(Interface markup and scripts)

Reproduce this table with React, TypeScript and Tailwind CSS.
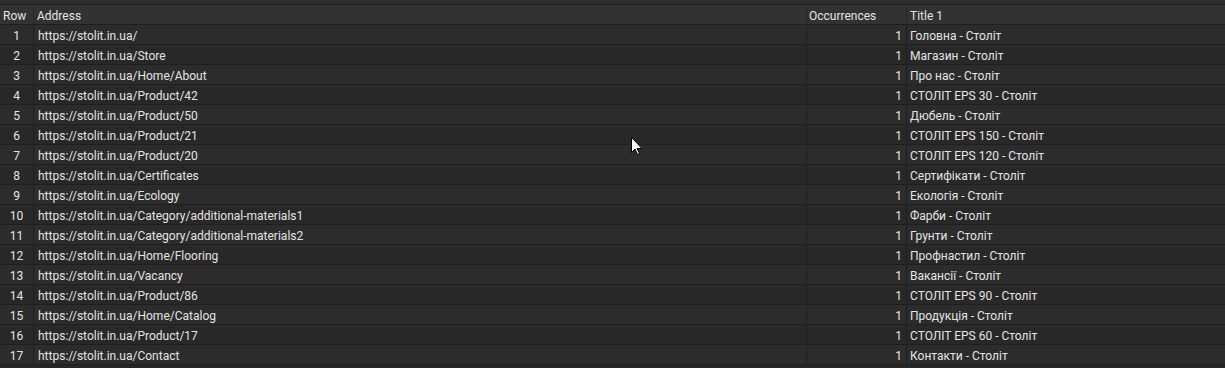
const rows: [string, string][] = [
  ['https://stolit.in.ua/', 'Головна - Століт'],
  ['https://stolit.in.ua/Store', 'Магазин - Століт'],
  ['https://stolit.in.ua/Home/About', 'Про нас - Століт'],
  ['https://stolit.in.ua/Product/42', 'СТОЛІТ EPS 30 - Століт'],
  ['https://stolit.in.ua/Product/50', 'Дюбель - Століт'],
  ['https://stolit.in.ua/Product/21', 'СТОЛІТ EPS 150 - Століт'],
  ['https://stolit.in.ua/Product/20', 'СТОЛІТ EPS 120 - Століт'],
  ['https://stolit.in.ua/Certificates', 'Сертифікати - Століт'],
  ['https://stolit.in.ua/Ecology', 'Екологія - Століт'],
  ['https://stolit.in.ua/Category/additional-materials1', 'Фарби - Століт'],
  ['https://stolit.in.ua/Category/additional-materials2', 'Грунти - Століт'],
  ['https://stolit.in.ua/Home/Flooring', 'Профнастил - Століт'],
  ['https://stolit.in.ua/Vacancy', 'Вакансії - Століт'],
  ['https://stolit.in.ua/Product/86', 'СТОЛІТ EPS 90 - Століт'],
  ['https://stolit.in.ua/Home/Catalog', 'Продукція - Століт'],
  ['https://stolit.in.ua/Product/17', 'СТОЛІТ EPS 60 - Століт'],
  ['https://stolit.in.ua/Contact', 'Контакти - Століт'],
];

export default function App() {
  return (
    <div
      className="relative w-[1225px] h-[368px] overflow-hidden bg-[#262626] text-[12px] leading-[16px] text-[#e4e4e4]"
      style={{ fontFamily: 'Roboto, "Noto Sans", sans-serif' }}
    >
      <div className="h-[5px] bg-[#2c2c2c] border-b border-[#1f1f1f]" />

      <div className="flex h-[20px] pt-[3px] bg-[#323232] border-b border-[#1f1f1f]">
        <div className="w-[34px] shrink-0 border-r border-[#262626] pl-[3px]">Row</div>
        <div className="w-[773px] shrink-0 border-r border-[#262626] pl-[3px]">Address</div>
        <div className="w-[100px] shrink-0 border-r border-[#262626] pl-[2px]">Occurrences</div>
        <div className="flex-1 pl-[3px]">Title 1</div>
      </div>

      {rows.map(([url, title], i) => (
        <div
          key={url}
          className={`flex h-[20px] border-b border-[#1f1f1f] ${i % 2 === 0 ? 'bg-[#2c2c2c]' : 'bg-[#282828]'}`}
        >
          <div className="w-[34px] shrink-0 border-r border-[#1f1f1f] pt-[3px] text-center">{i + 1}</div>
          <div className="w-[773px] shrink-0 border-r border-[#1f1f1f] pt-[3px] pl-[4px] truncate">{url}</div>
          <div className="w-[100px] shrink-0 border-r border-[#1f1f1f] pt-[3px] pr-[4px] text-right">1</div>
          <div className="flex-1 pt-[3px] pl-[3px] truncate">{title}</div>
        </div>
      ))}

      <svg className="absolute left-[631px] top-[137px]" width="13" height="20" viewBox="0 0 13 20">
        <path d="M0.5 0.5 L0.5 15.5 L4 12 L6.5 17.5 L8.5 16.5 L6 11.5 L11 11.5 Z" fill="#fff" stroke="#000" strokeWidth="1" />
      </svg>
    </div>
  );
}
---
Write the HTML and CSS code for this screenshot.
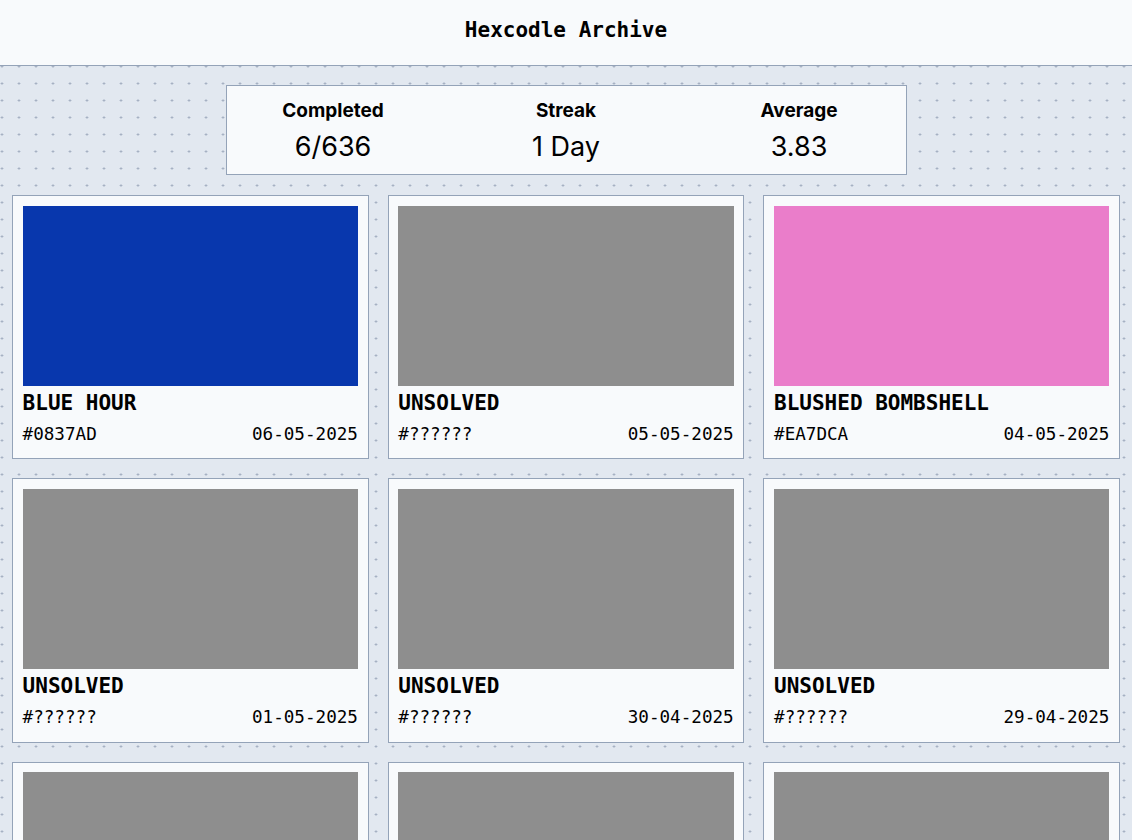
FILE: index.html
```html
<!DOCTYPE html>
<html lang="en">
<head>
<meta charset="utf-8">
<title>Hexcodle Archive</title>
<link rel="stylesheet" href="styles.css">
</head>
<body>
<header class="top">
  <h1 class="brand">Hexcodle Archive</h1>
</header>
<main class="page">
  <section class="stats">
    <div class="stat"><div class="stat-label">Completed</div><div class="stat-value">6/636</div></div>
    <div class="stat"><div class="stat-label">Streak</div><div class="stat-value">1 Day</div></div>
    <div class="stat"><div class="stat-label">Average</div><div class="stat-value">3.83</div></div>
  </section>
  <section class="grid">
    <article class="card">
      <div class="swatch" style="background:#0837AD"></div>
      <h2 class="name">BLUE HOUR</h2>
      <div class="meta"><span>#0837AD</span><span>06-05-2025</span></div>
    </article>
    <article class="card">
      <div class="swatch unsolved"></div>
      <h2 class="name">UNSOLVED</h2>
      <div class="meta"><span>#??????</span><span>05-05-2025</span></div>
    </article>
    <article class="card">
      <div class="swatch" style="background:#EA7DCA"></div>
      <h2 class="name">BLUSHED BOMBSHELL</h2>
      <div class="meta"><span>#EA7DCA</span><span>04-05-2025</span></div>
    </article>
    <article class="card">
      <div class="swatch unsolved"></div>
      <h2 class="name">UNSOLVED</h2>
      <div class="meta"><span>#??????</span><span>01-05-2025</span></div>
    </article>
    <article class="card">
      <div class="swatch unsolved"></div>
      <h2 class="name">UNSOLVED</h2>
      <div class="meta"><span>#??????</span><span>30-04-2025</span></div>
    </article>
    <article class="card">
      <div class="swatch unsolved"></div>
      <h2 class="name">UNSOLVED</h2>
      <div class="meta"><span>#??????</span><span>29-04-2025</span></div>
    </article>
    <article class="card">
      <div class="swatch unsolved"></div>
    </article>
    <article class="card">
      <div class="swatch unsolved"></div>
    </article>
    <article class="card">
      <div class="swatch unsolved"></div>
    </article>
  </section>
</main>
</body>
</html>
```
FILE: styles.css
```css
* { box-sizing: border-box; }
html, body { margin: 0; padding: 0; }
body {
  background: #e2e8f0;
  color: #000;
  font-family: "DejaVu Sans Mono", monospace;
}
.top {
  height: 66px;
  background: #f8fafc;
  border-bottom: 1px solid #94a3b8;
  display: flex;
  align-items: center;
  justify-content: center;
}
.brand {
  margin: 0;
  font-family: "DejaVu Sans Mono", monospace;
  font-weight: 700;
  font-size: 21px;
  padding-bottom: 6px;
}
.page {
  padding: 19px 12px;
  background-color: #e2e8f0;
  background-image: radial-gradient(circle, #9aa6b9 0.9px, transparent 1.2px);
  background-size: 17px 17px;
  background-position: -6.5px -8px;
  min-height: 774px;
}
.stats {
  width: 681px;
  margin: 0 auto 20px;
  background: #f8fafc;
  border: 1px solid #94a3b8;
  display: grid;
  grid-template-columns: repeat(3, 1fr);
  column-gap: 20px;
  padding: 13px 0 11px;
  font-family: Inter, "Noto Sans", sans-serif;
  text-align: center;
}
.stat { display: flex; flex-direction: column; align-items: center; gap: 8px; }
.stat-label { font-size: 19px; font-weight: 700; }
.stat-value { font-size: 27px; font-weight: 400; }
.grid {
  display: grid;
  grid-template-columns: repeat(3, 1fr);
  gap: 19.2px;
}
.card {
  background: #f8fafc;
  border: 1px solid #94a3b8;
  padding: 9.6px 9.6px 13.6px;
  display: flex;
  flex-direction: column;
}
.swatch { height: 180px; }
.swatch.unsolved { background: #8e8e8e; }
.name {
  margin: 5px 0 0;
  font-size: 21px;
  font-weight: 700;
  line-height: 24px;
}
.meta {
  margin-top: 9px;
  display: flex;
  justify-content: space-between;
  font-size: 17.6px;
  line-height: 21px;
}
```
...
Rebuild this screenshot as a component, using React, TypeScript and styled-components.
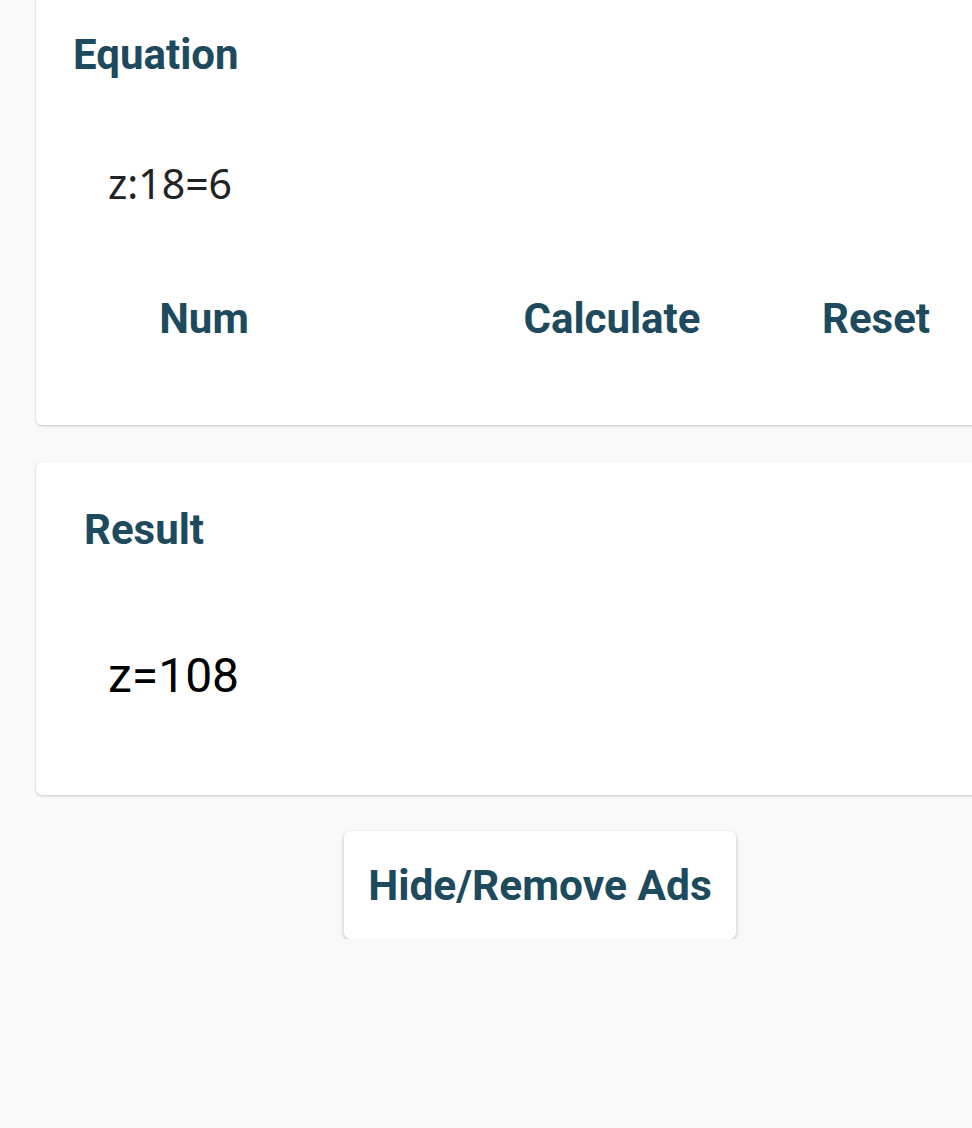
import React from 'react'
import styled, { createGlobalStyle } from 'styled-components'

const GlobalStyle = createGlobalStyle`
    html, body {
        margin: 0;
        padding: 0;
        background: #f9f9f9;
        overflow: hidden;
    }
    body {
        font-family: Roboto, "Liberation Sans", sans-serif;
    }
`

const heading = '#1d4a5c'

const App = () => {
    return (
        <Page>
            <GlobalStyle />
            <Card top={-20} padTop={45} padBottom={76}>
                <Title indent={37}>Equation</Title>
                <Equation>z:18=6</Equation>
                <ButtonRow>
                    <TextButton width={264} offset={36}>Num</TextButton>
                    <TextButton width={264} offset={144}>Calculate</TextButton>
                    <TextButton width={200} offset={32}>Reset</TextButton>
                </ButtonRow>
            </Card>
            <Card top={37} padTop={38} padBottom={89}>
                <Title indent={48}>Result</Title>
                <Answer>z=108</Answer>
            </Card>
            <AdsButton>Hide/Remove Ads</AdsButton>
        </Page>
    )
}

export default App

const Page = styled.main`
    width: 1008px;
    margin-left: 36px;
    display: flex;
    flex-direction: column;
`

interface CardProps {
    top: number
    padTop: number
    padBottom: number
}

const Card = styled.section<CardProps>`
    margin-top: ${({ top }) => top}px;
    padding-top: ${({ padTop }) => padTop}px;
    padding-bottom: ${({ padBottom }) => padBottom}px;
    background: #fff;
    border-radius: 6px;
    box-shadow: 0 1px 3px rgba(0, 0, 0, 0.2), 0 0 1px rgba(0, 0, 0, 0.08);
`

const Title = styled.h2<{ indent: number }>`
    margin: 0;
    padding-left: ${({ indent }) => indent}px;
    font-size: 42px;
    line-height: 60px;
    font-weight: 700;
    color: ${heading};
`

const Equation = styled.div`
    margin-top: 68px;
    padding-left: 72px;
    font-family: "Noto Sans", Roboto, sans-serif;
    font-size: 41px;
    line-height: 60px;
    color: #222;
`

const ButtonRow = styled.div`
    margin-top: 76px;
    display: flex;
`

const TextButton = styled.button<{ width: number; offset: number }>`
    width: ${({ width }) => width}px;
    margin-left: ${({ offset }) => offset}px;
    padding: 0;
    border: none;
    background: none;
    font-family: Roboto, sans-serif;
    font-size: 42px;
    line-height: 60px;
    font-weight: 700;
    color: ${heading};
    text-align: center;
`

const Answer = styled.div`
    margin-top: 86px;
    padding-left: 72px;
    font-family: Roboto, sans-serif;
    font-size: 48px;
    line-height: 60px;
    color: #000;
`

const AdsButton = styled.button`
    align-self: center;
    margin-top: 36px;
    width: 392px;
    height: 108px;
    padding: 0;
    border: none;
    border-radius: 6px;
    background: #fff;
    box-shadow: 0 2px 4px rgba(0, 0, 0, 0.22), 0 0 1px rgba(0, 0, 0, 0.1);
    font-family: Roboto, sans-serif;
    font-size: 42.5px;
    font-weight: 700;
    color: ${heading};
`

> WHAT IS EXPECTED:
Using the entries above, return each line that includes the word "components".

> FULL RESPONSE:
Rebuild this screenshot as a component, using React, TypeScript and styled-components.
import styled, { createGlobalStyle } from 'styled-components'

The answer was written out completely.